Over the past decade, institutional adoption of index-based strategies has soared for a range of reasons: liquidity management, as a complement to high active and alternative allocations, and for exposures where investors believe structural alpha is not present. To meet the demand, asset managers have formulated new low-cost offerings, driving the competition up and investment management fees down. This dynamic has amplified the emphasis on fees as the key selection criterion for both managers and funds. While fees may be an obvious dimension for evaluation, it offers a limited picture of investor value — portfolio construction, performance, trading execution, and vehicle optionality.

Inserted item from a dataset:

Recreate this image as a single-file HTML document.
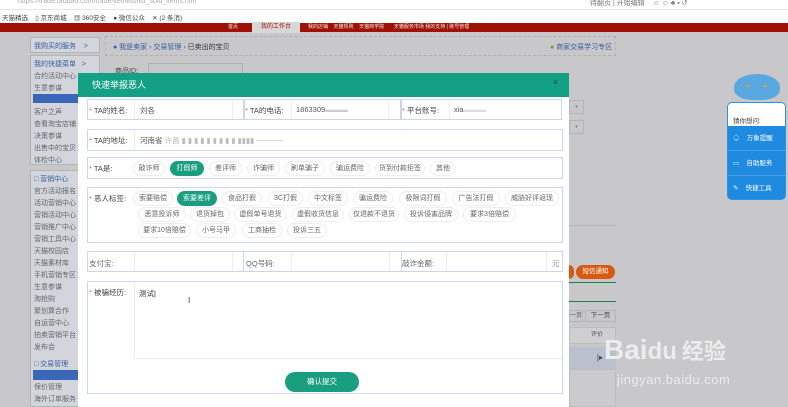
<!DOCTYPE html>
<html><head><meta charset="utf-8"><style>
*{margin:0;padding:0;box-sizing:border-box}
body{width:788px;height:407px;overflow:hidden;position:relative;background:#c8c8ca;font-family:"Liberation Sans","Noto Sans CJK SC",sans-serif;font-size:7px;color:#555}
.a{position:absolute}
.pill{position:absolute;height:15px;border:1px solid #eee;border-radius:8px;background:#fff;font-size:7px;color:#666;text-align:center;line-height:13px}
.pill.on{background:#1a9e80;color:#fff;border-color:#1a9e80}
.box{position:absolute;border:1px solid #c9d6ee;background:#fff}
.lbl{position:absolute;font-size:7.5px;color:#444}
.lbl b{color:#e55;font-weight:normal}
.sb{position:absolute;left:34px;font-size:7px;color:#666}
</style></head><body>
<div class="a" style="left:0;top:0;width:788px;height:23px;background:#fff"></div>
<div class="a" style="left:18px;top:-2px;font-size:7px;color:#aaa">https://trade.taobao.com/trade/itemlist/list_sold_items.htm</div>
<div class="a" style="left:0;top:9px;width:788px;height:1px;background:#e5e5e5"></div>
<div class="a" style="left:2px;top:12px;font-size:6.5px;color:#444">天猫精选 &nbsp;&nbsp; ▯ 京东商城 &nbsp;&nbsp; ▦ 360安全 &nbsp;&nbsp; ● 微信公众 &nbsp;&nbsp; ✕ (2 条消)</div>
<div class="a" style="left:590px;top:-2px;font-size:7px;color:#777">待翻页 | 开始编辑 &nbsp;&nbsp; ☺ ☺ ♣ ▪ ↺</div>
<div class="a" style="left:0;top:23px;width:788px;height:9px;background:#a11004"></div>
<div class="a" style="left:252px;top:22px;width:48px;height:11px;background:#d8d8d8;font-size:6px;text-align:center;line-height:11px;color:#a11004">我的工作台</div>
<div class="a" style="left:228px;top:23px;font-size:5px;color:#eee;line-height:9px">首页</div>
<div class="a" style="left:308px;top:23px;font-size:5px;color:#eee;line-height:9px">我的店铺 &nbsp;&nbsp; 天猫规则 &nbsp;&nbsp; 天猫商学院 &nbsp;&nbsp;&nbsp;&nbsp;&nbsp; 天猫服务市场   我的支持 | 账号管理</div>
<div class="a" style="left:30px;top:37px;width:70px;height:16px;background:#d2d5dc;border:1px solid #b5b5b5"></div>
<div class="sb" style="top:41px;color:#3a5ea0">我购买的服务 &nbsp;&nbsp; &gt;</div>
<div class="a" style="left:30px;top:55px;width:70px;height:110px;background:#d2d5dc;border:1px solid #b5b5b5"></div>
<div class="sb" style="top:59px;color:#3a5ea0">我的快捷菜单 &nbsp; &gt;</div>
<div class="sb" style="top:71px">合约活动中心</div>
<div class="sb" style="top:83px">生意参谋</div>
<div class="a" style="left:33px;top:94px;width:45px;height:9px;background:#3a68b8"></div>
<div class="sb" style="top:107px">客户之声</div>
<div class="sb" style="top:119px">查看淘宝店铺</div>
<div class="sb" style="top:131px">决策参谋</div>
<div class="sb" style="top:143px">出售中的宝贝</div>
<div class="sb" style="top:155px">体检中心</div>
<div class="a" style="left:30px;top:170px;width:70px;height:237px;background:#d2d5dc;border:1px solid #b5b5b5"></div>
<div class="sb" style="top:174px;color:#3a5ea0">□ 营销中心</div>
<div class="sb" style="top:186px">官方活动报名</div>
<div class="sb" style="top:198px">活动营销中心</div>
<div class="sb" style="top:210px">营销活动中心</div>
<div class="sb" style="top:222px">营销推广中心</div>
<div class="sb" style="top:234px">营销工具中心</div>
<div class="sb" style="top:246px">天猫校园店</div>
<div class="sb" style="top:258px">天猫素材库</div>
<div class="sb" style="top:270px">手机营销专区</div>
<div class="sb" style="top:282px">生意参谋</div>
<div class="sb" style="top:294px">淘抢购</div>
<div class="sb" style="top:306px">聚划算合作</div>
<div class="sb" style="top:318px">自运营中心</div>
<div class="sb" style="top:330px">拍卖营销平台</div>
<div class="sb" style="top:342px">发布会</div>
<div class="sb" style="top:359px;color:#3a5ea0">□ 交易管理</div>
<div class="a" style="left:33px;top:370px;width:45px;height:10px;background:#3a68b8"></div>
<div class="sb" style="top:382px">保价管理</div>
<div class="sb" style="top:394px">海外订单服务</div>
<div class="a" style="left:105px;top:36px;width:511px;height:20px;border:1px dashed #b0b0b0"></div>
<div class="a" style="left:113px;top:42px;font-size:7px;color:#3a5ea0">● 我是卖家 › 交易管理 › <span style="color:#333">已卖出的宝贝</span></div>
<div class="a" style="left:550px;top:42px;font-size:7px;color:#3a5ea0"><span style="color:#7a9a20">●</span> 商家交易学习专区</div>
<div class="a" style="left:115px;top:66px;font-size:7px;color:#444">商品ID:</div>
<div class="a" style="left:148px;top:63px;width:95px;height:12px;border:1px solid #b0b0b0"></div>
<div class="a" style="left:569px;top:100px;width:15px;height:14px;border:1px solid #b5b5b5;font-size:5px;color:#777;text-align:center;line-height:12px">▾</div>
<div class="a" style="left:569px;top:120px;width:15px;height:14px;border:1px solid #b5b5b5;font-size:5px;color:#777;text-align:center;line-height:12px">▾</div>
<div class="a" style="left:569px;top:225px;width:47px;height:1px;background:#b5b5b5"></div>
<div class="a" style="left:569px;top:265px;width:5px;height:14px;background:#d85a10;border-radius:0 7px 7px 0"></div>
<div class="a" style="left:576px;top:265px;width:39px;height:14px;background:#d85a10;border-radius:7px;color:#fff;font-size:6.5px;text-align:center;line-height:14px">短信通知</div>
<div class="a" style="left:569px;top:282px;width:47px;height:1px;background:#1a7a50"></div>
<div class="a" style="left:569px;top:301px;width:47px;height:1px;background:#1a7a50"></div>
<div class="a" style="left:569px;top:310px;width:14px;height:12px;border:1px solid #b5b5b5;font-size:6px;line-height:10px">一页</div>
<div class="a" style="left:585px;top:310px;width:31px;height:12px;border:1px solid #b5b5b5;font-size:6.5px;text-align:center;line-height:10px;color:#444">下一页</div>
<div class="a" style="left:569px;top:327px;width:47px;height:17px;background:#cfcfd1;border:1px solid #bdbdbd;font-size:6px;line-height:15px;text-align:right;padding-right:12px">评价</div>
<div class="a" style="left:569px;top:347px;width:47px;height:22px;background:#b8c1cd;font-size:8px;line-height:22px;text-align:right;padding-right:13px;color:#444">|▸</div>
<div class="a" style="left:569px;top:369px;width:47px;height:38px;background:#cbcbcd;border:1px solid #bdbdbd"></div>
<div class="a" style="left:734px;top:74px;width:46px;height:26px;background:#5aa8e0;border-radius:50% 50% 40% 40%"></div>
<div class="a" style="left:746px;top:85px;width:3px;height:2px;background:#e0a020"></div>
<div class="a" style="left:764px;top:85px;width:3px;height:2px;background:#e0a020"></div>
<div class="a" style="left:727px;top:102px;width:59px;height:98px;background:#1e8be0;border-radius:5px;border:1px solid #2d93e0"></div>
<div class="a" style="left:728px;top:103px;width:57px;height:23px;background:#fff;border-radius:4px 4px 0 0;font-size:6.5px;color:#444;padding:12px 0 0 5px">猜你想问:</div>
<div class="a" style="left:733px;top:132px;font-size:6.5px;color:#fff">♤ &nbsp;&nbsp; 万象提醒</div>
<div class="a" style="left:728px;top:150px;width:57px;height:1px;background:#4aa0e8"></div>
<div class="a" style="left:733px;top:157px;font-size:6.5px;color:#fff">▭ &nbsp;&nbsp; 自助服务</div>
<div class="a" style="left:728px;top:175px;width:57px;height:1px;background:#4aa0e8"></div>
<div class="a" style="left:733px;top:182px;font-size:6.5px;color:#fff">✎ &nbsp;&nbsp; 快捷工具</div>
<div class="a" style="left:604px;top:335px;font-size:28px;font-weight:bold;color:#ececec;line-height:30px;white-space:nowrap">Bai<span style="font-size:24px">du</span><span style="font-size:22px;font-family:'Noto Sans CJK SC',sans-serif"> 经验</span></div>
<div class="a" style="left:617px;top:372px;font-size:13px;color:#ececec;letter-spacing:0.5px">jingyan.baidu.com</div>
<div class="a" style="left:78px;top:73px;width:491px;height:334px;background:#fff"></div>
<div class="a" style="left:78px;top:73px;width:491px;height:24px;background:#14a085"></div>
<div class="a" style="left:92px;top:78px;font-size:9px;color:#fff">快速举报恶人</div>
<div class="a" style="left:553px;top:77px;font-size:9px;color:#1a4a40">×</div>
<div class="box" style="left:87px;top:99px;width:475px;height:21px"></div>
<div class="a" style="left:243px;top:100px;width:2px;height:19px;background:#c9d6ee"></div>
<div class="a" style="left:400px;top:100px;width:2px;height:19px;background:#c9d6ee"></div>
<div class="a" style="left:134px;top:100px;width:99px;height:19px;border-left:1px solid #eee;border-right:1px solid #eee"></div>
<div class="a" style="left:291px;top:100px;width:98px;height:19px;border-left:1px solid #eee;border-right:1px solid #eee"></div>
<div class="a" style="left:449px;top:100px;width:1px;height:19px;background:#eee"></div>
<div class="lbl" style="left:89px;top:105px"><b>*</b> TA的姓名:</div>
<div class="lbl" style="left:140px;top:105px;color:#555">刘各</div>
<div class="lbl" style="left:245px;top:105px"><b>*</b> TA的电话:</div>
<div class="lbl" style="left:296px;top:105px;color:#555">1863309<span style="color:#ccc">▬▬▬</span></div>
<div class="lbl" style="left:402px;top:105px"><b>*</b> 平台账号:</div>
<div class="lbl" style="left:454px;top:105px;color:#555">xia<span style="color:#ddd">▬▬▬</span></div>
<div class="box" style="left:87px;top:129px;width:476px;height:22px"></div>
<div class="a" style="left:134px;top:130px;width:1px;height:20px;background:#eee"></div>
<div class="lbl" style="left:89px;top:135px"><b>*</b> TA的地址:</div>
<div class="lbl" style="left:140px;top:135px;color:#555">河南省 <span style="color:#bbb">许昌 ▮ ▮ ▮ ▮ ▮ ▮ ▮ ▮ ▮ ▮▮▮▮ ─────</span></div>
<div class="box" style="left:87px;top:157px;width:476px;height:22px"></div>
<div class="lbl" style="left:89px;top:163px"><b>*</b> TA是:</div>
<div class="pill" style="left:133px;top:161px;width:32px">敲诈师</div>
<div class="pill on" style="left:170px;top:161px;width:34px">打假师</div>
<div class="pill" style="left:209px;top:161px;width:33px">差评师</div>
<div class="pill" style="left:247px;top:161px;width:33px">诈骗师</div>
<div class="pill" style="left:285px;top:161px;width:40px">刷单骗子</div>
<div class="pill" style="left:330px;top:161px;width:40px">骗运费险</div>
<div class="pill" style="left:375px;top:161px;width:50px">货到付款拒签</div>
<div class="pill" style="left:430px;top:161px;width:26px">其他</div>
<div class="box" style="left:87px;top:187px;width:476px;height:56px"></div>
<div class="lbl" style="left:89px;top:193px"><b>*</b> 恶人标签:</div>
<div class="pill" style="left:133px;top:191px;width:40px">索要赔偿</div>
<div class="pill on" style="left:177px;top:191px;width:40px">索要差评</div>
<div class="pill" style="left:222px;top:191px;width:40px">食品打假</div>
<div class="pill" style="left:268px;top:191px;width:35px">3C打假</div>
<div class="pill" style="left:308px;top:191px;width:40px">中文标签</div>
<div class="pill" style="left:353px;top:191px;width:40px">骗运费险</div>
<div class="pill" style="left:399px;top:191px;width:48px">极限词打假</div>
<div class="pill" style="left:452px;top:191px;width:48px">广告法打假</div>
<div class="pill" style="left:505px;top:191px;width:54px">威胁好评返现</div>
<div class="pill" style="left:138px;top:207px;width:48px">恶意投诉师</div>
<div class="pill" style="left:190px;top:207px;width:40px">退货掉包</div>
<div class="pill" style="left:234px;top:207px;width:53px">虚假单号退货</div>
<div class="pill" style="left:292px;top:207px;width:52px">虚假收货信息</div>
<div class="pill" style="left:349px;top:207px;width:50px">仅退款不退货</div>
<div class="pill" style="left:404px;top:207px;width:54px">投诉侵害品牌</div>
<div class="pill" style="left:463px;top:207px;width:53px">要求3倍赔偿</div>
<div class="pill" style="left:138px;top:223px;width:53px">要求10倍赔偿</div>
<div class="pill" style="left:196px;top:223px;width:40px">小号马甲</div>
<div class="pill" style="left:242px;top:223px;width:40px">工商抽检</div>
<div class="pill" style="left:287px;top:223px;width:40px">投诉三五</div>
<div class="box" style="left:87px;top:251px;width:476px;height:21px"></div>
<div class="a" style="left:134px;top:252px;width:1px;height:19px;background:#eee"></div>
<div class="a" style="left:232px;top:252px;width:1px;height:19px;background:#eee"></div>
<div class="a" style="left:243px;top:252px;width:1px;height:19px;background:#c9d6ee"></div>
<div class="a" style="left:291px;top:252px;width:1px;height:19px;background:#eee"></div>
<div class="a" style="left:389px;top:252px;width:1px;height:19px;background:#eee"></div>
<div class="a" style="left:401px;top:252px;width:1px;height:19px;background:#c9d6ee"></div>
<div class="a" style="left:446px;top:252px;width:1px;height:19px;background:#eee"></div>
<div class="a" style="left:546px;top:252px;width:1px;height:19px;background:#eee"></div>
<div class="lbl" style="left:89px;top:258px;color:#666">支付宝:</div>
<div class="lbl" style="left:246px;top:258px;color:#666">QQ号码:</div>
<div class="lbl" style="left:402px;top:258px;color:#666">敲诈金额:</div>
<div class="lbl" style="left:552px;top:258px;color:#888">元</div>
<div class="box" style="left:87px;top:281px;width:476px;height:113px"></div>
<div class="a" style="left:134px;top:282px;width:428px;height:77px;border-left:1px solid #eee;border-bottom:1px solid #eee"></div>
<div class="lbl" style="left:89px;top:287px"><b>*</b> 被骗经历:</div>
<div class="lbl" style="left:139px;top:288px;color:#333">测试|</div>
<div class="a" style="left:188px;top:296px;font-size:8px;color:#333">I</div>
<div class="a" style="left:285px;top:372px;width:74px;height:20px;background:#1a9e80;border-radius:10px;color:#fff;font-size:7.5px;text-align:center;line-height:20px">确认提交</div>
</body></html>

Indexing is core to our business at State Street Global Advisors, representing over 1,800 institutional investors and $2.8 trillion in assets, underpinned by an index heritage dating back to 1978. We recognize that our investors are looking for reliability from their index manager, and as such, we continue to invest in our business to ensure the low-cost precision of performance and tracking that our investors expect— from low expense ratios, to managing index changes and cash flow, through to optimizing the impact of trading costs. Our experience managing index portfolios, the infrastructure that we have built and evolved to support the business, and the scale we have achieved have culminated in a one-stop-shop for our clients that delivers consistent results. Across the hundreds of index products we manage, over 98% of our index portfolios track within their tolerance limits.1
Source: State Street Global Advisors. Data as of March 31, 2023.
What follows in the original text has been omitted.